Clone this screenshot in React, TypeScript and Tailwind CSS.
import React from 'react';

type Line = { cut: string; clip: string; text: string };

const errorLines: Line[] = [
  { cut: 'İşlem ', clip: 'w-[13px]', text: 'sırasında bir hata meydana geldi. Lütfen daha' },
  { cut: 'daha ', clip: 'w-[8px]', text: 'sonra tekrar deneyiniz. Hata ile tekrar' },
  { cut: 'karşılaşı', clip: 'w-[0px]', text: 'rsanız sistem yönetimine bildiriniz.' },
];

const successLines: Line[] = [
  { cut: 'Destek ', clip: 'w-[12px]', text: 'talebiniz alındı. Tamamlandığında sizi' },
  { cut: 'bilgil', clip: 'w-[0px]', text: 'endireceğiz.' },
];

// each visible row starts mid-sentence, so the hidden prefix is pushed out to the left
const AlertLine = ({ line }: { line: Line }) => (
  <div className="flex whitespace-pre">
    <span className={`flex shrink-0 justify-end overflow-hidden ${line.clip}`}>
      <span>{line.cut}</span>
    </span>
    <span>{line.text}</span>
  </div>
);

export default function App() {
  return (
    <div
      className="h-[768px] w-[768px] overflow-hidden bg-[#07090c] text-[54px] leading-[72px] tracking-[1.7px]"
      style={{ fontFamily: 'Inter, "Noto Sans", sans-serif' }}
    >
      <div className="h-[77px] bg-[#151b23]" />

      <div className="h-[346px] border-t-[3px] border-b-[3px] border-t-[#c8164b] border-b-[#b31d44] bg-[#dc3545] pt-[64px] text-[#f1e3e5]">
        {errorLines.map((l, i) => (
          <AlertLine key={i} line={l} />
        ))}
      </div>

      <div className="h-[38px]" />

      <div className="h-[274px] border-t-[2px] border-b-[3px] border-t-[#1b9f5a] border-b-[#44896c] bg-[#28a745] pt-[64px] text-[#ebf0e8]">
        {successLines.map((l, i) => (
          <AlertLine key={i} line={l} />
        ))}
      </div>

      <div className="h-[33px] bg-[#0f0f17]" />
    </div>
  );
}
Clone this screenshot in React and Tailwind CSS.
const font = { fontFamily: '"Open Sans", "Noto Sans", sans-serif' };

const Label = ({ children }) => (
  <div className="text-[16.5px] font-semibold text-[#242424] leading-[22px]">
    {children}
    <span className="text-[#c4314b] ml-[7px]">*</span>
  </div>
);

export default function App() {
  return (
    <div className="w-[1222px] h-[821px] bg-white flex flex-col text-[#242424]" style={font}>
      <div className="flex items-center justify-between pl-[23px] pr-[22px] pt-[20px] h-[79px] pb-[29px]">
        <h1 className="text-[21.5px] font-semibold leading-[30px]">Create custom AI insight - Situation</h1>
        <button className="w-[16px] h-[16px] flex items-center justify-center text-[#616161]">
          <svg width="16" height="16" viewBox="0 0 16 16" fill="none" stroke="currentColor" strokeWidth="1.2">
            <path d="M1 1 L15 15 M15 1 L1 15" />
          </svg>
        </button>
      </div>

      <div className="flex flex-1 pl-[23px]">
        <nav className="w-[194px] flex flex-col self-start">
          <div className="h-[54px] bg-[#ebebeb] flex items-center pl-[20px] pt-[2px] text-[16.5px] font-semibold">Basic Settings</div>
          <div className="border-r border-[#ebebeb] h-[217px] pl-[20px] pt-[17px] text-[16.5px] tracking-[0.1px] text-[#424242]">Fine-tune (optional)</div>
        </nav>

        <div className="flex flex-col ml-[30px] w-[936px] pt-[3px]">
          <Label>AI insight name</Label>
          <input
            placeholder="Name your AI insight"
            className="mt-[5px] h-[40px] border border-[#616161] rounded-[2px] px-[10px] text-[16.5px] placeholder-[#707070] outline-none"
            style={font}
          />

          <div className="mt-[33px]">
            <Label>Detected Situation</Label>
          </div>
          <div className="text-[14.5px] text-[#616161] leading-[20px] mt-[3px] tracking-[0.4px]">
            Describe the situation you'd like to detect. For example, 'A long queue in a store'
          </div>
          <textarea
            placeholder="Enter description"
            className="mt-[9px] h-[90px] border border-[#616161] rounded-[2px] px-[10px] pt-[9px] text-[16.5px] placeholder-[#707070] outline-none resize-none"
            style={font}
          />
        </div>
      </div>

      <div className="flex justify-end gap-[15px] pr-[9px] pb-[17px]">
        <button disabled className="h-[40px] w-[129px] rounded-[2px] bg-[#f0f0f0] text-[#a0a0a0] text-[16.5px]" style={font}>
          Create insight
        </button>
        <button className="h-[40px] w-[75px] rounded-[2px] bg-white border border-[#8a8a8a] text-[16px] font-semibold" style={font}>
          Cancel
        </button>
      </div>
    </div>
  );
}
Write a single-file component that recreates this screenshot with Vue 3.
━━━
Your objective — The lines from the first of the entries through the line holding "string; clip: string;" are to be restated word for word, and no others.

Answer below —
Clone this screenshot in React, TypeScript and Tailwind CSS.
import React from 'react';

type Line = { cut: string; clip: string; text: string };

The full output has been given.